Rather than get in bed, she spent her afternoon naps on Easter Sunday and Monday turning her room upside down, emptying drawers and pulling items out of her wardrobe.
The OH had to whisk her off to soft play so I could regain some control of the unruly chaos of her bedroom.
And with this change in bed comes a change in routine.
It’s been a tough week of trying to get her to stay in her bed when we go to put her down.
There’s the bath time. Then there’s changing into pj’s. Followed by reading several stories.
All of which are very demanding to start with when you have a little person who doesn’t listen and refuses to get out of the bath and into their pjs’.
Sheer and utter frustration.
And then the attempt of tuck and run, securing the baby gate on her door as we flee and make our own bid for freedom.
She’s advanced to the gate and cried as we’ve left her there.
But we’ve tried to be cruel to be kind, which has been the motto from day one with sleeping.
We left her.
The old routine would see us leaving her to whinge in her cot anyway and she would soon settle.
It was just now that we left her at the baby gate at the door.

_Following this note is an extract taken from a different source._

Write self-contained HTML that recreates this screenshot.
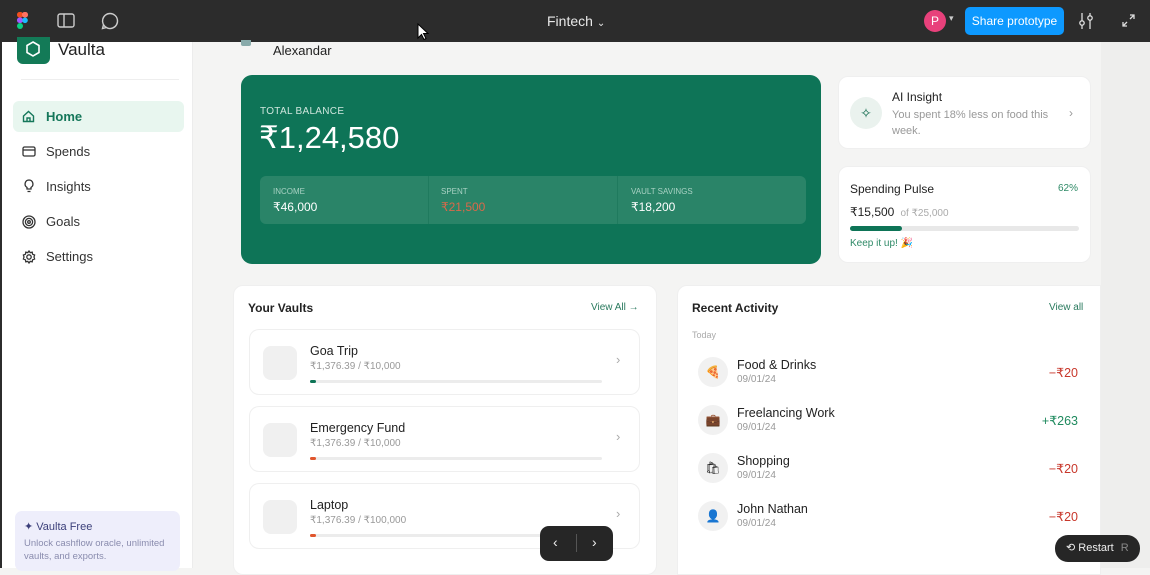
<!DOCTYPE html><html><head><meta charset="utf-8"><style>
*{box-sizing:border-box;margin:0;padding:0}
body{width:1150px;height:568px;overflow:hidden;font-family:"Liberation Sans",sans-serif;background:#f4f4f3;position:relative;color:#222}
.a{position:absolute}
.top{left:0;top:0;width:1150px;height:42px;background:#2c2c2c}
.side{left:0;top:42px;width:193px;height:526px;background:#fff;border-left:2px solid #2c2c2c;border-right:1px solid #ececec}
.nav{left:11px;width:171px;height:31px;border-radius:6px;font-size:13px;color:#333;display:flex;align-items:center;padding-left:33px}
.card{background:#fff;border:1px solid #efefef;border-radius:10px}
.vc{left:249px;width:391px;height:66px}
.vc .ic{position:absolute;left:13px;top:16px;width:34px;height:34px;border-radius:8px;background:#f0f0f0}
.vc .t{position:absolute;left:60px;top:14px;font-size:12.5px;color:#222}
.vc .s{position:absolute;left:60px;top:31px;font-size:10px;color:#999}
.vc .bar{position:absolute;left:60px;top:50px;width:292px;height:3px;background:#ececec;border-radius:2px}
.vc .bar i{position:absolute;left:0;top:0;width:6px;height:3px;border-radius:2px}
.vc .ch{position:absolute;left:366px;top:22px;color:#aaa;font-size:13px}
.ar{left:698px;width:385px;height:36px}
.ar .c{position:absolute;left:0;top:3px;width:30px;height:30px;border-radius:50%;background:#f1f1f1;font-size:12px;text-align:center;line-height:30px}
.ar .t{position:absolute;left:39px;top:4px;font-size:12.5px}
.ar .d{position:absolute;left:39px;top:20px;font-size:10px;color:#999}
.ar .v{position:absolute;right:5px;top:11px;font-size:12.5px}
</style></head><body>
<div class="a top">
<svg class="a" style="left:17px;top:12px" width="11" height="17" viewBox="0 0 11 17"><rect x="0" y="0" width="6" height="5.5" rx="2.5" fill="#f24e1e"/><rect x="5" y="0" width="6" height="5.5" rx="2.5" fill="#ff7262"/><rect x="0" y="5.5" width="6" height="5.5" rx="2.5" fill="#a259ff"/><circle cx="8" cy="8.3" r="2.8" fill="#1abcfe"/><rect x="0" y="11" width="6" height="6" rx="3" fill="#0acf83"/></svg>
<svg class="a" style="left:57px;top:13px" width="18" height="15" viewBox="0 0 18 15" fill="none" stroke="#ccc" stroke-width="1.4"><rect x="1" y="1" width="16" height="13" rx="2"/><line x1="7" y1="1" x2="7" y2="14"/></svg>
<svg class="a" style="left:101px;top:12px" width="18" height="18" viewBox="0 0 18 18" fill="none" stroke="#ccc" stroke-width="1.4"><path d="M9 1.5a7.5 7.5 0 1 1-6.5 11.2L1.5 16.5l3.8-1A7.5 7.5 0 0 1 9 1.5z"/></svg>
<div class="a" style="left:547px;top:13px;color:#e8e8e8;font-size:14px">Fintech <span style="font-size:10px">&#8964;</span></div>
<svg class="a" style="left:417px;top:23px" width="12" height="18" viewBox="0 0 12 18"><path d="M1 1v14l3.5-3.5 2.5 5 2-1-2.5-5H11z" fill="#fff" stroke="#000"/></svg>
<div class="a" style="left:924px;top:10px;width:22px;height:22px;border-radius:50%;background:#e8417b;color:#fff;font-size:12px;text-align:center;line-height:22px">P</div>
<div class="a" style="left:949px;top:13px;color:#ccc;font-size:9px">&#9662;</div>
<div class="a" style="left:965px;top:7px;width:99px;height:28px;border-radius:5px;background:#0d99ff;color:#fff;font-size:12px;text-align:center;line-height:28px">Share prototype</div>
<svg class="a" style="left:1078px;top:12px" width="16" height="18" viewBox="0 0 16 18" fill="none" stroke="#ddd" stroke-width="1.3"><line x1="4" y1="1" x2="4" y2="17"/><line x1="12" y1="1" x2="12" y2="17"/><circle cx="4" cy="11" r="2.2" fill="#2c2c2c"/><circle cx="12" cy="6" r="2.2" fill="#2c2c2c"/></svg>
<svg class="a" style="left:1122px;top:14px" width="13" height="13" viewBox="0 0 13 13" fill="none" stroke="#ddd" stroke-width="1.3"><path d="M8 1h4v4M12 1L8 5M5 12H1V8M1 12l4-4"/></svg>
</div>
<div class="a side">
<div class="a" style="left:15px;top:-5px;width:33px;height:27px;background:#137a57;border-radius:0 0 6px 6px"></div>
<svg class="a" style="left:24px;top:-1px" width="14" height="16" viewBox="0 0 14 16" fill="none" stroke="#fff" stroke-width="1.6"><path d="M7 1l6 3.5v7L7 15l-6-3.5v-7z"/></svg>
<div class="a" style="left:56px;top:-2px;font-size:17px;color:#222">Vaulta</div>
<div class="a" style="left:19px;top:37px;width:158px;height:1px;background:#eee"></div>
<div class="a nav" style="top:59px;background:#e8f6ef;color:#15775a;font-weight:bold">Home</div>
<div class="a nav" style="top:94px">Spends</div>
<div class="a nav" style="top:129px">Insights</div>
<div class="a nav" style="top:164px">Goals</div>
<div class="a nav" style="top:199px">Settings</div>
<svg class="a" style="left:20px;top:68px" width="13" height="13" viewBox="0 0 13 13" fill="none" stroke="#15775a" stroke-width="1.4"><path d="M1.5 6L6.5 1.5 11.5 6v5.5h-10z M5 11.5V8h3v3.5"/></svg>
<svg class="a" style="left:20px;top:104px" width="14" height="11" viewBox="0 0 14 11" fill="none" stroke="#333" stroke-width="1.3"><rect x="1" y="1" width="12" height="9" rx="1.5"/><line x1="1" y1="4" x2="13" y2="4"/></svg>
<svg class="a" style="left:22px;top:137px" width="10" height="14" viewBox="0 0 10 14" fill="none" stroke="#333" stroke-width="1.3"><path d="M5 1a4 4 0 0 0-2 7.4V10h4V8.4A4 4 0 0 0 5 1zM3.5 12.5h3"/></svg>
<svg class="a" style="left:20px;top:173px" width="14" height="14" viewBox="0 0 14 14" fill="none" stroke="#333" stroke-width="1.3"><circle cx="7" cy="7" r="6"/><circle cx="7" cy="7" r="3.6"/><circle cx="7" cy="7" r="1.3"/></svg>
<svg class="a" style="left:20px;top:208px" width="14" height="14" viewBox="0 0 14 14" fill="none" stroke="#333" stroke-width="1.3"><circle cx="7" cy="7" r="2.2"/><path d="M7 1l1.2 1.6 2-.4.4 2L12.6 5 12 7l.6 2-2 .8-.4 2-2-.4L7 13l-1.2-1.6-2 .4-.4-2L1.4 9 2 7l-.6-2 2-.8.4-2 2 .4z"/></svg>
<div class="a" style="left:13px;top:469px;width:165px;height:60px;background:#eeeefb;border-radius:7px"></div>
<div class="a" style="left:22px;top:478px;font-size:11px;color:#3b3f7a">&#10022; Vaulta Free</div>
<div class="a" style="left:22px;top:495px;font-size:9.5px;color:#8a8cae;line-height:13px;width:150px">Unlock cashflow oracle, unlimited vaults, and exports.</div>
</div>
<div class="a" style="left:241px;top:40px;width:10px;height:6px;background:#8aa;border-radius:0 0 2px 2px"></div>
<div class="a" style="left:273px;top:43px;font-size:13px;color:#222">Alexandar</div>
<div class="a" style="left:241px;top:75px;width:580px;height:189px;background:#0e7457;border-radius:11px">
<div class="a" style="left:19px;top:31px;font-size:10px;color:#cfe6dd;letter-spacing:.3px">TOTAL BALANCE</div>
<div class="a" style="left:18px;top:45px;font-size:31px;color:#fff">₹1,24,580</div>
<div class="a" style="left:19px;top:101px;width:546px;height:48px;background:#2a8468;border-radius:6px">
<div class="a" style="left:168px;top:0;width:1px;height:48px;background:#1f7a5e"></div>
<div class="a" style="left:357px;top:0;width:1px;height:48px;background:#1f7a5e"></div>
<div class="a" style="left:13px;top:11px;font-size:8px;color:#a9d2c4">INCOME</div>
<div class="a" style="left:13px;top:24px;font-size:12px;color:#fff">₹46,000</div>
<div class="a" style="left:181px;top:11px;font-size:8px;color:#a9d2c4">SPENT</div>
<div class="a" style="left:181px;top:24px;font-size:12px;color:#d9694a">₹21,500</div>
<div class="a" style="left:371px;top:11px;font-size:8px;color:#a9d2c4">VAULT SAVINGS</div>
<div class="a" style="left:371px;top:24px;font-size:12px;color:#fff">₹18,200</div>
</div></div>
<div class="a card" style="left:838px;top:76px;width:253px;height:73px">
<div class="a" style="left:11px;top:20px;width:32px;height:32px;border-radius:50%;background:#eaf2ee;color:#136c50;text-align:center;line-height:32px;font-size:14px">&#10023;</div>
<div class="a" style="left:53px;top:13px;font-size:12px;color:#222">AI Insight</div>
<div class="a" style="left:53px;top:30px;font-size:11px;color:#999;line-height:16px;width:165px">You spent 18% less on food this week.</div>
<div class="a" style="left:230px;top:29px;color:#999;font-size:12px">›</div>
</div>
<div class="a card" style="left:838px;top:166px;width:253px;height:97px">
<div class="a" style="left:11px;top:15px;font-size:12px">Spending Pulse</div>
<div class="a" style="right:12px;top:16px;font-size:10px;color:#2f8a67">62%</div>
<div class="a" style="left:11px;top:38px;font-size:12px">₹15,500 <span style="font-size:10px;color:#aaa">&nbsp;of ₹25,000</span></div>
<div class="a" style="left:11px;top:59px;width:229px;height:5px;border-radius:3px;background:#e8e8e8"><div style="width:52px;height:5px;border-radius:3px;background:#0e7457"></div></div>
<div class="a" style="left:11px;top:71px;font-size:10px;color:#2f8a67">Keep it up! 🎉</div>
</div>
<div class="a card" style="left:233px;top:285px;width:424px;height:290px"></div>
<div class="a" style="left:248px;top:301px;font-size:12px;font-weight:bold;color:#222">Your Vaults</div>
<div class="a" style="left:591px;top:302px;font-size:10px;color:#2a7a5e">View All →</div>
<div class="a card vc" style="top:329px"><div class="ic"></div><div class="t">Goa Trip</div><div class="s">₹1,376.39 / ₹10,000</div><div class="bar"><i style="background:#0e7457"></i></div><div class="ch">›</div></div>
<div class="a card vc" style="top:406px"><div class="ic"></div><div class="t">Emergency Fund</div><div class="s">₹1,376.39 / ₹10,000</div><div class="bar"><i style="background:#e0552d"></i></div><div class="ch">›</div></div>
<div class="a card vc" style="top:483px"><div class="ic"></div><div class="t">Laptop</div><div class="s">₹1,376.39 / ₹100,000</div><div class="bar"><i style="background:#e0552d"></i></div><div class="ch">›</div></div>
<div class="a card" style="left:677px;top:285px;width:424px;height:290px;border-radius:10px 0 0 0"></div>
<div class="a" style="left:1101px;top:42px;width:49px;height:526px;background:#eeeeed"></div>
<div class="a" style="left:692px;top:301px;font-size:12px;font-weight:bold">Recent Activity</div>
<div class="a" style="left:1049px;top:302px;font-size:10px;color:#2a7a5e">View all</div>
<div class="a" style="left:692px;top:330px;font-size:9px;color:#aaa">Today</div>
<div class="a ar" style="top:354px"><div class="c">🍕</div><div class="t">Food &amp; Drinks</div><div class="d">09/01/24</div><div class="v" style="color:#c8372b">−₹20</div></div>
<div class="a ar" style="top:402px"><div class="c">💼</div><div class="t">Freelancing Work</div><div class="d">09/01/24</div><div class="v" style="color:#1f8a5e">+₹263</div></div>
<div class="a ar" style="top:450px"><div class="c">🛍</div><div class="t">Shopping</div><div class="d">09/01/24</div><div class="v" style="color:#c8372b">−₹20</div></div>
<div class="a ar" style="top:498px"><div class="c">👤</div><div class="t">John Nathan</div><div class="d">09/01/24</div><div class="v" style="color:#c8372b">−₹20</div></div>
<div class="a" style="left:540px;top:526px;width:73px;height:35px;border-radius:9px;background:#262626;color:#eee;font-size:14px">
<div class="a" style="left:13px;top:8px">‹</div><div class="a" style="left:36px;top:8px;width:1px;height:18px;background:#555"></div><div class="a" style="left:52px;top:8px">›</div></div>
<div class="a" style="left:1055px;top:535px;width:85px;height:27px;border-radius:13px;background:#262626;color:#eee;font-size:11px;line-height:27px;padding-left:11px">⟲ Restart <span style="color:#888;margin-left:4px">R</span></div>
</body></html>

And there’s been instances of going upstairs and she’s still not in bed or she’s jumping out upon seeing us.
But we’ve had to be stern.
Which she seems to be learning from.
It hasn’t been as bad as I anticipated as I expected hard work. It’s just adapting to a new routine and new boundaries that are being pushed.
But my god it’s frustrating.
There have been tears and tantrums.
And that’s just me.
Albeit there’s a struggle and we inevitably fall out. As she just … doesn’t … listen. Argh!
But when she’s finally passed out asleep so innocently in her big girls bed, my heart melts and bursts with pride simultaneously. This tiny 5 pound baby is now putting herself to sleep in a big girls bed.
Where have the last two years gone?
Such a short space of time in which so much has already been accomplished.
It’s the next stage I’m dreading (but haven’t I dreaded them all haha)
I’m not forcing that one. All in good time.
So for now, we’ll just keep our cross country pace steady in this new routine. Until Ella leads us round the corner and up the potty training hill.